* What is expected: What lines of the data hold the string "components"? Pull each one out.
** START Supplied information **
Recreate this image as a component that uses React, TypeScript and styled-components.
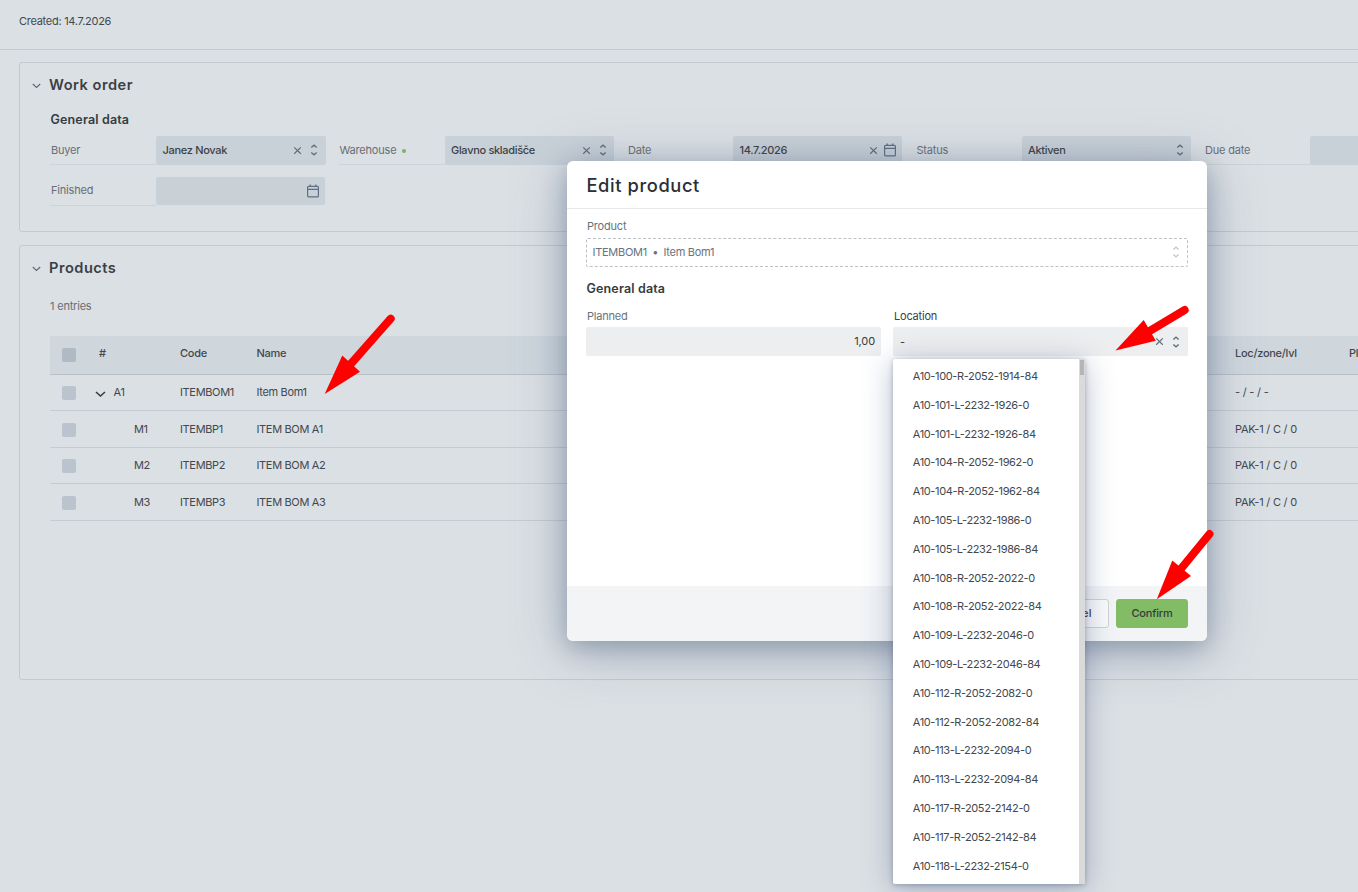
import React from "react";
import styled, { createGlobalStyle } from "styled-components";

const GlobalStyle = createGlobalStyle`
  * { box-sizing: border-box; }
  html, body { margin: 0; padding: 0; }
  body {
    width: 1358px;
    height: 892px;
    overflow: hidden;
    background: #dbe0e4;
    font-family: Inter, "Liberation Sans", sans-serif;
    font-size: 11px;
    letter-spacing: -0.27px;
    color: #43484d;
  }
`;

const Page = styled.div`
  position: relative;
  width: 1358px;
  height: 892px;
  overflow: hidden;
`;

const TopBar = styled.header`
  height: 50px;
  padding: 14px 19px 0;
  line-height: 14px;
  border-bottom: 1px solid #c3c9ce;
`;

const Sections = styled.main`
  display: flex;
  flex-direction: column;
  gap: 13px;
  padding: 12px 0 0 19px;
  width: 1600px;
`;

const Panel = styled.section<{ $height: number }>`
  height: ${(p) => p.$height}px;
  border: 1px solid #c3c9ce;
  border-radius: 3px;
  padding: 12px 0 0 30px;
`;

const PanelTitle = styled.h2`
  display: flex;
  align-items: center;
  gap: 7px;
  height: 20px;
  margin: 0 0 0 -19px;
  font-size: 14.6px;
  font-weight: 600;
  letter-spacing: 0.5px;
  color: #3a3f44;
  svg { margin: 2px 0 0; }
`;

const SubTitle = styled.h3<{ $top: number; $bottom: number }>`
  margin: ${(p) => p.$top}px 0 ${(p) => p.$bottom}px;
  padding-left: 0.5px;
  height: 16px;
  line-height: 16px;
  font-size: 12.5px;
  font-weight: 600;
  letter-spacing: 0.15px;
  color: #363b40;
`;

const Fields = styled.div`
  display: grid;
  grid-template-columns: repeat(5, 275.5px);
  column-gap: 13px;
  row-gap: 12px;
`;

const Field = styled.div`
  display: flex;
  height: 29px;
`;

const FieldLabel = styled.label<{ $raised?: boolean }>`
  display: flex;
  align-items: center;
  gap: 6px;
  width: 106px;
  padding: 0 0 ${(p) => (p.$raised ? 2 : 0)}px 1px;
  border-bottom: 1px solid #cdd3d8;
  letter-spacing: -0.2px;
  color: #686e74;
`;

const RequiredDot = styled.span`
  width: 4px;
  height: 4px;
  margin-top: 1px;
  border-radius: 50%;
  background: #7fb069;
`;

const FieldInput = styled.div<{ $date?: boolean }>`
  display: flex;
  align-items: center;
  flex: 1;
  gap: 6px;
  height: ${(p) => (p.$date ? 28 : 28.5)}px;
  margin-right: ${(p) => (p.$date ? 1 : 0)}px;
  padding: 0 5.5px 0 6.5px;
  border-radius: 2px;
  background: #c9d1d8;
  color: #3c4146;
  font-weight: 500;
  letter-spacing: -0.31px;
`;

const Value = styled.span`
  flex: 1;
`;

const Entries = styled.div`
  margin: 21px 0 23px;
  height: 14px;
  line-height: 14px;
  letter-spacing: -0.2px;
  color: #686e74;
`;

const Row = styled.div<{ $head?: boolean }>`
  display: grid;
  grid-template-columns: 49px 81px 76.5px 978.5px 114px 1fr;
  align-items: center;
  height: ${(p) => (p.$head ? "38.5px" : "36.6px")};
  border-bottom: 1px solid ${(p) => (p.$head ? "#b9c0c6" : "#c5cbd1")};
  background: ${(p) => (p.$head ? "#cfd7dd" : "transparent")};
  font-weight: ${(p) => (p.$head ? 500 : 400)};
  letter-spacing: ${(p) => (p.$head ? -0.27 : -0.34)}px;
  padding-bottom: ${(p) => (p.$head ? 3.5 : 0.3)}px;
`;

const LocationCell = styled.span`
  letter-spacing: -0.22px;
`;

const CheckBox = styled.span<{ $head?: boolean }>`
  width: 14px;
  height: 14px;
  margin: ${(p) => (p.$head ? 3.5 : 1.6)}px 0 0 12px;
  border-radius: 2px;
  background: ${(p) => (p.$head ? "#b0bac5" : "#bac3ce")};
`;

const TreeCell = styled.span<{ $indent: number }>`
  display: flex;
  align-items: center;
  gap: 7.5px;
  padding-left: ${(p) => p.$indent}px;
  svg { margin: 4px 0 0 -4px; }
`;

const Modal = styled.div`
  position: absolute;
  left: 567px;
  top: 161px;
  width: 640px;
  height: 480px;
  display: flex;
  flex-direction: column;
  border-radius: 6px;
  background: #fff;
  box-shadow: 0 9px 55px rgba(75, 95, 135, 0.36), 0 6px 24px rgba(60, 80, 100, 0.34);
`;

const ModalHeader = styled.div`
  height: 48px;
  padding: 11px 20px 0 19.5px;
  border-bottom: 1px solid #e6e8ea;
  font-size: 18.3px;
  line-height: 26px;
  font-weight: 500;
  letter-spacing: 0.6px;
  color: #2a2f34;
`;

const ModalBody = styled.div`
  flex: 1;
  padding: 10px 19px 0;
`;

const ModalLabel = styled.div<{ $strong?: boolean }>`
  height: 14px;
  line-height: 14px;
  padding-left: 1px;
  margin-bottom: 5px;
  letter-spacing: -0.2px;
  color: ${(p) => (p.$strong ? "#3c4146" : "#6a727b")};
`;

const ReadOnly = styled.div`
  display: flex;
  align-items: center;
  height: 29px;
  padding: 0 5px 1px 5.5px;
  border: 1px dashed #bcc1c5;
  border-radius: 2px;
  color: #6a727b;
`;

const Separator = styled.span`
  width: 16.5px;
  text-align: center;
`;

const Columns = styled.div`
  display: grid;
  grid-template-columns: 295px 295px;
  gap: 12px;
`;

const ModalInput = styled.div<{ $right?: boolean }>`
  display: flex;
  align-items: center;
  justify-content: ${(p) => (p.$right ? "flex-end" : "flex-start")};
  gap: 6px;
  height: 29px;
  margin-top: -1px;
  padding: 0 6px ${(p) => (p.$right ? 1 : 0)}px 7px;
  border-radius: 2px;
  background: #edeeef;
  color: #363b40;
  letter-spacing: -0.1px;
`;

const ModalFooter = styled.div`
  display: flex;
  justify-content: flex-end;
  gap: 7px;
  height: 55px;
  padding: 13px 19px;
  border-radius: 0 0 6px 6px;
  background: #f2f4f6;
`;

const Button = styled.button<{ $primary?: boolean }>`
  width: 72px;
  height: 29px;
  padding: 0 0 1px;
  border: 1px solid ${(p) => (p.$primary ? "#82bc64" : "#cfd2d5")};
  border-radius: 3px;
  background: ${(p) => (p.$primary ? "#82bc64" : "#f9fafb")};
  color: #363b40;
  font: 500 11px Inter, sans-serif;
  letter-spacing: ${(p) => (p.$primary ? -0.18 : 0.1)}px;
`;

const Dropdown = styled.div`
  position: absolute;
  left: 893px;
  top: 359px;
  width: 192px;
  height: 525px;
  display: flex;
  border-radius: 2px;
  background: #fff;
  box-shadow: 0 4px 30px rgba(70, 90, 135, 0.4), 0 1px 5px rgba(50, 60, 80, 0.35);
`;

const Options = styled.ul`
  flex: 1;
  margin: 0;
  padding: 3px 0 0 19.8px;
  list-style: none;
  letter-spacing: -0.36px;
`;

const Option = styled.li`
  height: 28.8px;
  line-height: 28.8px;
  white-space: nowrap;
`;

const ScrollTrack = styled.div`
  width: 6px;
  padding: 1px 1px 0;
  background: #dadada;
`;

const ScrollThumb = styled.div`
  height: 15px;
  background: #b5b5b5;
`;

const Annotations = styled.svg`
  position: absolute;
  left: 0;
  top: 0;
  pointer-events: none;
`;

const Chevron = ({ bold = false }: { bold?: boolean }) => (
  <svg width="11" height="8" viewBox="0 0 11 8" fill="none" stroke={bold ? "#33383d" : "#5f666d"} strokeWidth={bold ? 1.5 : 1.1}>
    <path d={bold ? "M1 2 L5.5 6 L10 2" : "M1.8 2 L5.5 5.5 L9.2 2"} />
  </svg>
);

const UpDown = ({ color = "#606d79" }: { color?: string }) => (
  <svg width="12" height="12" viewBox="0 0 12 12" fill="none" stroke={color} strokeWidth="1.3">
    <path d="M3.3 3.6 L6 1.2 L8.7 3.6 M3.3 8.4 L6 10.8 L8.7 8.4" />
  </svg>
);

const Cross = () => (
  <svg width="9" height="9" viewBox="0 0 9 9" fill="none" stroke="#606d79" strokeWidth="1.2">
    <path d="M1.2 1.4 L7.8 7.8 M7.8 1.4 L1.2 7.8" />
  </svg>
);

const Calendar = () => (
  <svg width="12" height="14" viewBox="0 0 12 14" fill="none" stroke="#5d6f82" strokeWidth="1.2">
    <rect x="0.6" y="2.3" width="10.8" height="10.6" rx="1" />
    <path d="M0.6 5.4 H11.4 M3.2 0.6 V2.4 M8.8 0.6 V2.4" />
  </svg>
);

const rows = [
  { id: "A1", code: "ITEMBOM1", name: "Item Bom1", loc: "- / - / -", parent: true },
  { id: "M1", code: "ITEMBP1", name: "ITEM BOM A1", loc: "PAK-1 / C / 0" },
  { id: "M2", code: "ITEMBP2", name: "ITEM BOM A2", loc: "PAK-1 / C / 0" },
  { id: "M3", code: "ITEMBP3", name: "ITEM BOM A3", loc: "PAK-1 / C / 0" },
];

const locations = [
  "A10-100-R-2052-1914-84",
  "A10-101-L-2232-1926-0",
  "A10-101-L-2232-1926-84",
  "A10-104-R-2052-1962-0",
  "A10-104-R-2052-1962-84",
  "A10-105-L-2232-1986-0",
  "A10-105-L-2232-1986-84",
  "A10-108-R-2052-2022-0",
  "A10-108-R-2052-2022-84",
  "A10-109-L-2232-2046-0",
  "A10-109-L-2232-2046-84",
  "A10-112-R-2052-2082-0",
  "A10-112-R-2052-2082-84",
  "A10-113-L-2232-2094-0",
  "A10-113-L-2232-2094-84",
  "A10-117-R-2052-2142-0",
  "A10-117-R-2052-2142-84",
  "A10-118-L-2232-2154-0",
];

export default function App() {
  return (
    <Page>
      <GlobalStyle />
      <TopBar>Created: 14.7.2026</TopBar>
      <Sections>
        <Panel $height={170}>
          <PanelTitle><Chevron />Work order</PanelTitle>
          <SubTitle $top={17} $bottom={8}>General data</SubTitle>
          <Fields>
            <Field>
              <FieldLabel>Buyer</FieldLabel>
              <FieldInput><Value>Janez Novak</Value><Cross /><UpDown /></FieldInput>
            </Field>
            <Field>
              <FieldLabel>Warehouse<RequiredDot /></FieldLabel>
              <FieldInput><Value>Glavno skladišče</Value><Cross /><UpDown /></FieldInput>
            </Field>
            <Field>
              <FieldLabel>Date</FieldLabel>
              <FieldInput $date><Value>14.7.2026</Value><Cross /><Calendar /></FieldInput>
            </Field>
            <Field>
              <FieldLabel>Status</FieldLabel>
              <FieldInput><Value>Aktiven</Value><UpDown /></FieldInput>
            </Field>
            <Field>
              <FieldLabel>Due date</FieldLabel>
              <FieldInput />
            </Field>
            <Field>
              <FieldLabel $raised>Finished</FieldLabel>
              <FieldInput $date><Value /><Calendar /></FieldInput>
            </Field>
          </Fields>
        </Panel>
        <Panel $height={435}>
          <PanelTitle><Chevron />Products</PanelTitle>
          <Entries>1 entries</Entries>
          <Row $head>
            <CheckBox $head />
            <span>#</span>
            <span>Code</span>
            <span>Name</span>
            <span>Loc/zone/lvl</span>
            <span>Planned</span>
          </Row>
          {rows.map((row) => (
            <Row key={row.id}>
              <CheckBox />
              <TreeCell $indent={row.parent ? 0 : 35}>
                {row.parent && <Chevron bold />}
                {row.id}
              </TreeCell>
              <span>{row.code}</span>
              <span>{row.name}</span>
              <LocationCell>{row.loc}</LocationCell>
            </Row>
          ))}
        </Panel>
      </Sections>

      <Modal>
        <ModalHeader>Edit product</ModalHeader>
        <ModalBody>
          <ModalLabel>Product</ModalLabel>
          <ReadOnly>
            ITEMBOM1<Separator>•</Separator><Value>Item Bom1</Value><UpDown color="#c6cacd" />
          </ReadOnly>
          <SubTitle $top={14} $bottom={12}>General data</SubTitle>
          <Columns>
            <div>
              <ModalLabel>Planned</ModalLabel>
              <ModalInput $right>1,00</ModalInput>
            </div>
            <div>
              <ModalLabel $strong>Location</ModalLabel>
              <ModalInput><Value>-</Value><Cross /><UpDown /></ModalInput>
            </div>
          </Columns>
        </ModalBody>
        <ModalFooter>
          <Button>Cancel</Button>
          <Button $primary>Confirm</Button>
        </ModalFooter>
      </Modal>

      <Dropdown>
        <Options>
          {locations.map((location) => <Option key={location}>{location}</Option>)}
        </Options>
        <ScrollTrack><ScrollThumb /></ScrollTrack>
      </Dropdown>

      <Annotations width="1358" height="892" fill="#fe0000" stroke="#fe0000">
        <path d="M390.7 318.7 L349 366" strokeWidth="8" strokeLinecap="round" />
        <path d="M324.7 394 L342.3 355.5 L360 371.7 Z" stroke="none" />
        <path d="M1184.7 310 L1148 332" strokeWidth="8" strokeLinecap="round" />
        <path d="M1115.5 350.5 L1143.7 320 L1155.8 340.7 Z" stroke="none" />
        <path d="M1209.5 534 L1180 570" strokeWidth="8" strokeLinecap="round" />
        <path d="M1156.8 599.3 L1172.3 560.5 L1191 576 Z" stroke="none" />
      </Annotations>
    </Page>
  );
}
** END Supplied information **
* Solution to the problem:
Recreate this image as a component that uses React, TypeScript and styled-components.
import styled, { createGlobalStyle } from "styled-components";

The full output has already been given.